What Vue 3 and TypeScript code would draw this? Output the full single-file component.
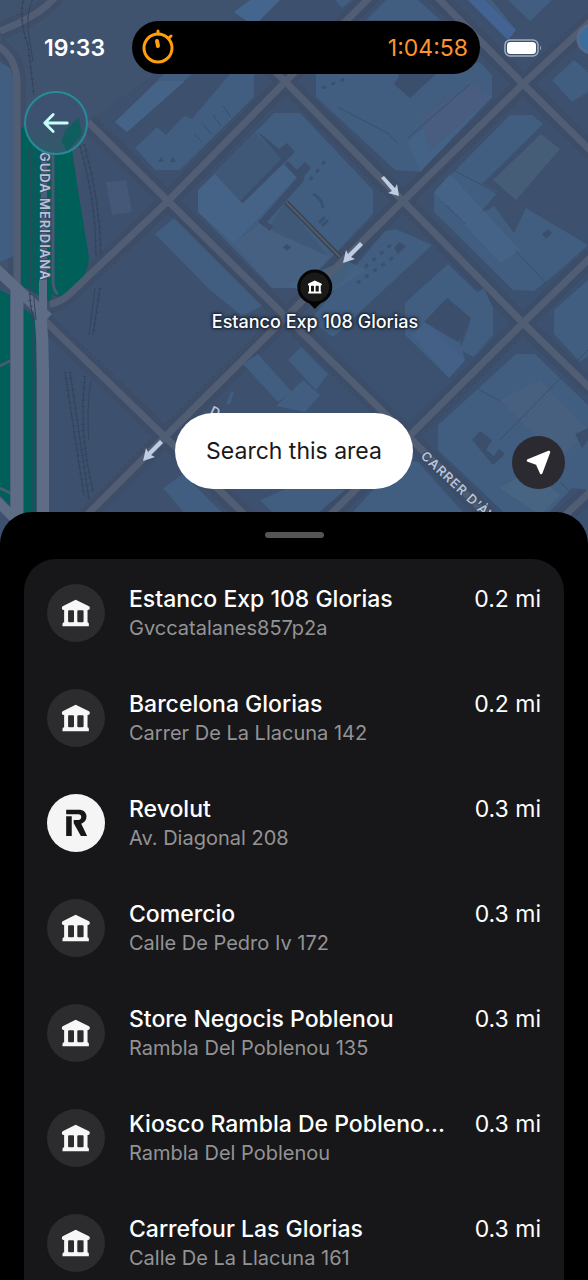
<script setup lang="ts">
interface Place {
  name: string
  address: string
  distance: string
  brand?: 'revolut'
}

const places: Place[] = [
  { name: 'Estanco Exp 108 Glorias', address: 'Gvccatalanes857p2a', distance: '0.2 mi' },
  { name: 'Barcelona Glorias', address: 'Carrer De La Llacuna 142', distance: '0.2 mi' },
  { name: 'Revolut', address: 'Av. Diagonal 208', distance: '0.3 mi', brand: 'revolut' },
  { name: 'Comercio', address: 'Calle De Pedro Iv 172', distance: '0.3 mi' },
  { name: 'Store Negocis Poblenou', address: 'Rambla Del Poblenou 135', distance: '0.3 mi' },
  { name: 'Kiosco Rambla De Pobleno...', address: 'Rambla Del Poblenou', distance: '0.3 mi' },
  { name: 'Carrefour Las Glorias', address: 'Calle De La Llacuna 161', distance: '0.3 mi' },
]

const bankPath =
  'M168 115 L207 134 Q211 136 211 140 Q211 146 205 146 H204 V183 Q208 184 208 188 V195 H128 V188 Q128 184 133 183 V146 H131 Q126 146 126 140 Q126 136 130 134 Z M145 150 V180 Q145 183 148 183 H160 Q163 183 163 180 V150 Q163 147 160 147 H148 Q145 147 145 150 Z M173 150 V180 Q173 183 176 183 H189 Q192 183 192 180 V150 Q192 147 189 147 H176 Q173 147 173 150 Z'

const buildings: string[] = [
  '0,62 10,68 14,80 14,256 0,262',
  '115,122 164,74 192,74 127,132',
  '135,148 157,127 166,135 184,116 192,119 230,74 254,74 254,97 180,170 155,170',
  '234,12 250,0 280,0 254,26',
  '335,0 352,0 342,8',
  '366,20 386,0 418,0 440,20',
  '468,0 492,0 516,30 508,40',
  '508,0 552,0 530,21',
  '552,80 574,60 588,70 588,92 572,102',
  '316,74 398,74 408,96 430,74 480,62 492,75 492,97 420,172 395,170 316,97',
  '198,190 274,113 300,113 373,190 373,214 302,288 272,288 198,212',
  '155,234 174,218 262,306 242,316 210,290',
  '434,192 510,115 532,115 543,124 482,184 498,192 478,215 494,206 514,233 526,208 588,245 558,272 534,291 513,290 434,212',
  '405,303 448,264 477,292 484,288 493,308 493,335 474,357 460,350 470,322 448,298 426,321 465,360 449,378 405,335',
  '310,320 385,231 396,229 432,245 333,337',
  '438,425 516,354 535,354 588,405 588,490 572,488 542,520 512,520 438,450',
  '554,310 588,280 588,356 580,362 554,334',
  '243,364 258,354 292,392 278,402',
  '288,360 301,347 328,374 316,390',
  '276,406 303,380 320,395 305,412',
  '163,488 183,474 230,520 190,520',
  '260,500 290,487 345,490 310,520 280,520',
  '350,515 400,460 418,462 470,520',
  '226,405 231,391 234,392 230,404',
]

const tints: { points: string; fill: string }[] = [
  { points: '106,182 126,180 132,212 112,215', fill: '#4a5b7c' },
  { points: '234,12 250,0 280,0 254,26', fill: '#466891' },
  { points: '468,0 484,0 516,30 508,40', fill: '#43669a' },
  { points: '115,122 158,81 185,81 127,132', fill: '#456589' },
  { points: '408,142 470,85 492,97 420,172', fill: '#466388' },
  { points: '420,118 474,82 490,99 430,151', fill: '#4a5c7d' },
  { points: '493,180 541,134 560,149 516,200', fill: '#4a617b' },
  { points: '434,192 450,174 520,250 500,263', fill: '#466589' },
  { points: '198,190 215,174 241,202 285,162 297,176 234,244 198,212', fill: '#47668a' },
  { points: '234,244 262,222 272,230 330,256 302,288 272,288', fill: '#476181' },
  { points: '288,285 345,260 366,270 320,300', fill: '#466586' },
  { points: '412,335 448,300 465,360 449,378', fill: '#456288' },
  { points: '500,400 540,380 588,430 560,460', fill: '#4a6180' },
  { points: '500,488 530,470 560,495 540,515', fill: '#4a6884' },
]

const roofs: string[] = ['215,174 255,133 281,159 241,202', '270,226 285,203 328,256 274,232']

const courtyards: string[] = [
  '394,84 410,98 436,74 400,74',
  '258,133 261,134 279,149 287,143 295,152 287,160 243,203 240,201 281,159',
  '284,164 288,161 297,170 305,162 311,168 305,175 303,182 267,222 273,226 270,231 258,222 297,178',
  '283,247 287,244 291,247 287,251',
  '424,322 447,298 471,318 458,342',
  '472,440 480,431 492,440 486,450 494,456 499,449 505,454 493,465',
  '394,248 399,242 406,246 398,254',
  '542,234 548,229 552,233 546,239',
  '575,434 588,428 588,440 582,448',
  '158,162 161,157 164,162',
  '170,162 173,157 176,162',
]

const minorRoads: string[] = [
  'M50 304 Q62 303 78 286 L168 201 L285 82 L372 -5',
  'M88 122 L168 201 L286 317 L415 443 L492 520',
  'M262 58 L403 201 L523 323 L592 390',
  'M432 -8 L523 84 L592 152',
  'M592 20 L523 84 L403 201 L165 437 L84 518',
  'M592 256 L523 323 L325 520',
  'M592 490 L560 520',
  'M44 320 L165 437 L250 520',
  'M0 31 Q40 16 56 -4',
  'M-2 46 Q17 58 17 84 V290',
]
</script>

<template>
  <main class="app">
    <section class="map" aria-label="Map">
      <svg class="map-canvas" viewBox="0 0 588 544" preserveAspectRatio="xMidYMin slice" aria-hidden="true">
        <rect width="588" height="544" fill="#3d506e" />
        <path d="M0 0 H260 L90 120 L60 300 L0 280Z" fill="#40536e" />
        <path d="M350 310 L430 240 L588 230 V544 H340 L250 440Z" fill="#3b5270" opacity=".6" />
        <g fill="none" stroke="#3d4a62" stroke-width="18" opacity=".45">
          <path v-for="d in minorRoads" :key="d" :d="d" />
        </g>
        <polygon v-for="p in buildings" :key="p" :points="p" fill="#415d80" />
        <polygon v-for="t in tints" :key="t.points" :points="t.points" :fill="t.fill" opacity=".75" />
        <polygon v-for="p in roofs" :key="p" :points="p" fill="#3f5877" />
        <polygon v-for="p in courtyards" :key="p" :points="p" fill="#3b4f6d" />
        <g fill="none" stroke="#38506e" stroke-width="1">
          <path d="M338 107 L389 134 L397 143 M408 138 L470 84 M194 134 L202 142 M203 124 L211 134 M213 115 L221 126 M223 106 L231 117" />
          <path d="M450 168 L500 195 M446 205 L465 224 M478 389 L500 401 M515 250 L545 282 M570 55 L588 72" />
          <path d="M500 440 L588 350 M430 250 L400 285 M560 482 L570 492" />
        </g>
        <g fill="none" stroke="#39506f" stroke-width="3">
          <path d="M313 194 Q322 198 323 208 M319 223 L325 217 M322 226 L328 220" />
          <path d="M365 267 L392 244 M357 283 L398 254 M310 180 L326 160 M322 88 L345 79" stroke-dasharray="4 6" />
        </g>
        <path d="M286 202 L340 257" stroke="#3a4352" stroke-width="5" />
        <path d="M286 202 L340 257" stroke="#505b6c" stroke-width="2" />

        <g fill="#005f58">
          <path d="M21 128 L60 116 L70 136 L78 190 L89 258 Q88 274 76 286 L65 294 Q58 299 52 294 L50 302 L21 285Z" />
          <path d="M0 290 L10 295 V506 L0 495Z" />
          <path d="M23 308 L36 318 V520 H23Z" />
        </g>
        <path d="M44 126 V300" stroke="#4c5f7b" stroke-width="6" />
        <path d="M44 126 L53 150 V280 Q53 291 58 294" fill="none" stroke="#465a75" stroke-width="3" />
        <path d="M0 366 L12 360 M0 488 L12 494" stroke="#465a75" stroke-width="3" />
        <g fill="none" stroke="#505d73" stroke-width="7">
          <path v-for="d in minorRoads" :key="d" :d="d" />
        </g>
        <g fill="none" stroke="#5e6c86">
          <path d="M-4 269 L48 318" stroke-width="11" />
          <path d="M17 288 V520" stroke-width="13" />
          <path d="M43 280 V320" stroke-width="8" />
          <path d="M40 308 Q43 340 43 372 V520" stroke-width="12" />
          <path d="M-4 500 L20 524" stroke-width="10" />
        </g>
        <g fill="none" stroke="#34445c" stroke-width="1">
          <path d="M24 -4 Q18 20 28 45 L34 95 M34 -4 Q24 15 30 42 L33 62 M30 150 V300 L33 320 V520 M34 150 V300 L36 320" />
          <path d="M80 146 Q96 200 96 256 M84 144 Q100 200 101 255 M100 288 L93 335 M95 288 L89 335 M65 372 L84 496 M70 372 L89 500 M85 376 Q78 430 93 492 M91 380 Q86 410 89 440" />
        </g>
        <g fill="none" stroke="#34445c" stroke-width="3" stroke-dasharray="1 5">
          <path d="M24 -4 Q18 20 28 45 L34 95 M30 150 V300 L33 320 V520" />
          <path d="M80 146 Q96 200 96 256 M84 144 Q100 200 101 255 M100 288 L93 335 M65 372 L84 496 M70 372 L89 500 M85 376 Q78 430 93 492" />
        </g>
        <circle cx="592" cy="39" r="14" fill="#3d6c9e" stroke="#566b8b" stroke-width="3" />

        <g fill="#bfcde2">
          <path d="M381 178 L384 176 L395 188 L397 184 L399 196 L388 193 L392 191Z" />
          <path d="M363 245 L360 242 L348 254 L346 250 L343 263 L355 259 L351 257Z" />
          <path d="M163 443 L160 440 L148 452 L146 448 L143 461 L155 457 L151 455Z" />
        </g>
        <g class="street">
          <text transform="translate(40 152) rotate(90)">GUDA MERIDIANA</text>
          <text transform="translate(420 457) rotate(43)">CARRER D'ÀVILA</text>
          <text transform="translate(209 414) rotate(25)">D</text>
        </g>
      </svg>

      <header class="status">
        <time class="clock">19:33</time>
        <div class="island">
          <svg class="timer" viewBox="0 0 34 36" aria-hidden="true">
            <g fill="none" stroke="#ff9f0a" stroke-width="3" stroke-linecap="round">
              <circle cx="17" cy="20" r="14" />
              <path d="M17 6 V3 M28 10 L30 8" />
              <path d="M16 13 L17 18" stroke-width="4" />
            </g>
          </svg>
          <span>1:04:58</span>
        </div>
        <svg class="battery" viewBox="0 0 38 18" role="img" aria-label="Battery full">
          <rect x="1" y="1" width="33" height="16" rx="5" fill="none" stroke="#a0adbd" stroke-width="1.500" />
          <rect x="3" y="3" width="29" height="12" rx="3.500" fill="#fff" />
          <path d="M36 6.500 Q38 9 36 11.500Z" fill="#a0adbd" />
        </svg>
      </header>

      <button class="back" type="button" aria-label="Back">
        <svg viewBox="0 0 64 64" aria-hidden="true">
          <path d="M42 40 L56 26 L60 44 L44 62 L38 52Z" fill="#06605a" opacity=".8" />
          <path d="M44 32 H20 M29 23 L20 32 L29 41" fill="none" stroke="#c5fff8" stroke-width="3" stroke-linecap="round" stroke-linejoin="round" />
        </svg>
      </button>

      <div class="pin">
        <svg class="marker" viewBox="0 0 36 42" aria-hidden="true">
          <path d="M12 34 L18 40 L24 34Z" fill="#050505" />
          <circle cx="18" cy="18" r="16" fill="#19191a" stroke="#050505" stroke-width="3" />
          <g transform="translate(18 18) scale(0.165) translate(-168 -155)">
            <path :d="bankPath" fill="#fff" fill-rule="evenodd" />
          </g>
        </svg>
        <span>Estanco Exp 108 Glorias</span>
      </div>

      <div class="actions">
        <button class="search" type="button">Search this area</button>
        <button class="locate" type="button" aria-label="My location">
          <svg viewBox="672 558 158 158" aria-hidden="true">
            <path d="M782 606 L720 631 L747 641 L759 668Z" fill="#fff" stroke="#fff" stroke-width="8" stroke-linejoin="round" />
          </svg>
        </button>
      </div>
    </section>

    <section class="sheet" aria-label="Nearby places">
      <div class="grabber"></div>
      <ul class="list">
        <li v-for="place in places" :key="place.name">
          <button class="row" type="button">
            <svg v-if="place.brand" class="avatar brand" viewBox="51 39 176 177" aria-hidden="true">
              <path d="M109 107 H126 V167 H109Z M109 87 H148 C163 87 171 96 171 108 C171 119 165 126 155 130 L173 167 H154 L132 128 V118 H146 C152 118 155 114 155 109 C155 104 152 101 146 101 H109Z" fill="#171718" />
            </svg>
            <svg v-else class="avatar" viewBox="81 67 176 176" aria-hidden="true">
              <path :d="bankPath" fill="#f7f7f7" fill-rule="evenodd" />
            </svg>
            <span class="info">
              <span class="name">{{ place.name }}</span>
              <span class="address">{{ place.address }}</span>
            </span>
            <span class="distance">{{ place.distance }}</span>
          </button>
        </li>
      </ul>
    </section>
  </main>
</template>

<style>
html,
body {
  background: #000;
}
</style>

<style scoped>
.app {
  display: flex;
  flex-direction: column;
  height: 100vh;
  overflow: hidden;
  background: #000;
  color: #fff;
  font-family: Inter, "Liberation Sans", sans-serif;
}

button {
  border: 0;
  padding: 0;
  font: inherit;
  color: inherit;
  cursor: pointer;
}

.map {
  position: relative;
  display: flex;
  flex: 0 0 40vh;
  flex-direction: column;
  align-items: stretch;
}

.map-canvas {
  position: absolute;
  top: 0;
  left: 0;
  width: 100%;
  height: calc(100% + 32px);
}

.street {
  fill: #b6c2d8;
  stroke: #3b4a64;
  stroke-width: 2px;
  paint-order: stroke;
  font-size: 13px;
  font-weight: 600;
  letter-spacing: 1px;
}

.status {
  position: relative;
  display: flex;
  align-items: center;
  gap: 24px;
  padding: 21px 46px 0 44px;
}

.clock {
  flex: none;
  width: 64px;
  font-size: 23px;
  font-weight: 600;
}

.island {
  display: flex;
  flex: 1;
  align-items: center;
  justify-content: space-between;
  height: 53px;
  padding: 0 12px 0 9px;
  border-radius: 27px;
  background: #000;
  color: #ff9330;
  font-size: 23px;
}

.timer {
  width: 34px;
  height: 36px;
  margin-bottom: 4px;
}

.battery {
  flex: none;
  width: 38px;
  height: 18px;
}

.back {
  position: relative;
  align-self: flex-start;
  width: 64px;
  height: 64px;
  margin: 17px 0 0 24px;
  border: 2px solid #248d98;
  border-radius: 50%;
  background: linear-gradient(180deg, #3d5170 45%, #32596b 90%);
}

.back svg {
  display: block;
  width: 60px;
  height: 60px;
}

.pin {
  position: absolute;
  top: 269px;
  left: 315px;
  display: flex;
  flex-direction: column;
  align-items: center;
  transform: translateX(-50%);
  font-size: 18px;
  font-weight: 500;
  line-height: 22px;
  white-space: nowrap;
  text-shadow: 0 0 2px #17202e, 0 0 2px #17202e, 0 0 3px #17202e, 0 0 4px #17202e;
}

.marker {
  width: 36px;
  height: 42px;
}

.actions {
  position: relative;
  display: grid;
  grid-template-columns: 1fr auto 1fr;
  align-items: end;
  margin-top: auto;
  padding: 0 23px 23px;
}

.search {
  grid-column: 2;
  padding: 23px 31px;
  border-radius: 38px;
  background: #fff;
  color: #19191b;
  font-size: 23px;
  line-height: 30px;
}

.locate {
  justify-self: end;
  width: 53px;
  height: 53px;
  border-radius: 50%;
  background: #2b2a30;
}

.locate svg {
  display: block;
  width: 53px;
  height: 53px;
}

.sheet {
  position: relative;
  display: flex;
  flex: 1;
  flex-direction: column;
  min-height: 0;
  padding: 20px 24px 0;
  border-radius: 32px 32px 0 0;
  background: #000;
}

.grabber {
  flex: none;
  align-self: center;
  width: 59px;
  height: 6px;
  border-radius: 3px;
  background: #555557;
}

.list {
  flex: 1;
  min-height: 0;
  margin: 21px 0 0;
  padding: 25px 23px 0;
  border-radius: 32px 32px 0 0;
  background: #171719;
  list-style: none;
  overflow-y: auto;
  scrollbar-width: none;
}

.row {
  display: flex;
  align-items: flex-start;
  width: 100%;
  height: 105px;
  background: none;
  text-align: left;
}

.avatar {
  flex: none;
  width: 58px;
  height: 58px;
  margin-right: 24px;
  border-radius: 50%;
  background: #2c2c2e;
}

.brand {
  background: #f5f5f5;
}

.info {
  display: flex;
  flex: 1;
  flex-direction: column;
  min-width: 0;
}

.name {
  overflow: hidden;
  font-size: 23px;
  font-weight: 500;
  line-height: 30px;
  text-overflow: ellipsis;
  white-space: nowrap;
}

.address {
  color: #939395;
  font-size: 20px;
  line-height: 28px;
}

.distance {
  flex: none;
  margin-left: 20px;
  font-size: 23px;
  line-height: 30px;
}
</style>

**Written exercise**: From the first line of the material down to the line containing "147 173 150 Z'", inclusive, return each line exactly, skipping any picture.

**Result of this task**:
What Vue 3 and TypeScript code would draw this? Output the full single-file component.
<script setup lang="ts">
interface Place {
  name: string
  address: string
  distance: string
  brand?: 'revolut'
}

const places: Place[] = [
  { name: 'Estanco Exp 108 Glorias', address: 'Gvccatalanes857p2a', distance: '0.2 mi' },
  { name: 'Barcelona Glorias', address: 'Carrer De La Llacuna 142', distance: '0.2 mi' },
  { name: 'Revolut', address: 'Av. Diagonal 208', distance: '0.3 mi', brand: 'revolut' },
  { name: 'Comercio', address: 'Calle De Pedro Iv 172', distance: '0.3 mi' },
  { name: 'Store Negocis Poblenou', address: 'Rambla Del Poblenou 135', distance: '0.3 mi' },
  { name: 'Kiosco Rambla De Pobleno...', address: 'Rambla Del Poblenou', distance: '0.3 mi' },
  { name: 'Carrefour Las Glorias', address: 'Calle De La Llacuna 161', distance: '0.3 mi' },
]

const bankPath =
  'M168 115 L207 134 Q211 136 211 140 Q211 146 205 146 H204 V183 Q208 184 208 188 V195 H128 V188 Q128 184 133 183 V146 H131 Q126 146 126 140 Q126 136 130 134 Z M145 150 V180 Q145 183 148 183 H160 Q163 183 163 180 V150 Q163 147 160 147 H148 Q145 147 145 150 Z M173 150 V180 Q173 183 176 183 H189 Q192 183 192 180 V150 Q192 147 189 147 H176 Q173 147 173 150 Z'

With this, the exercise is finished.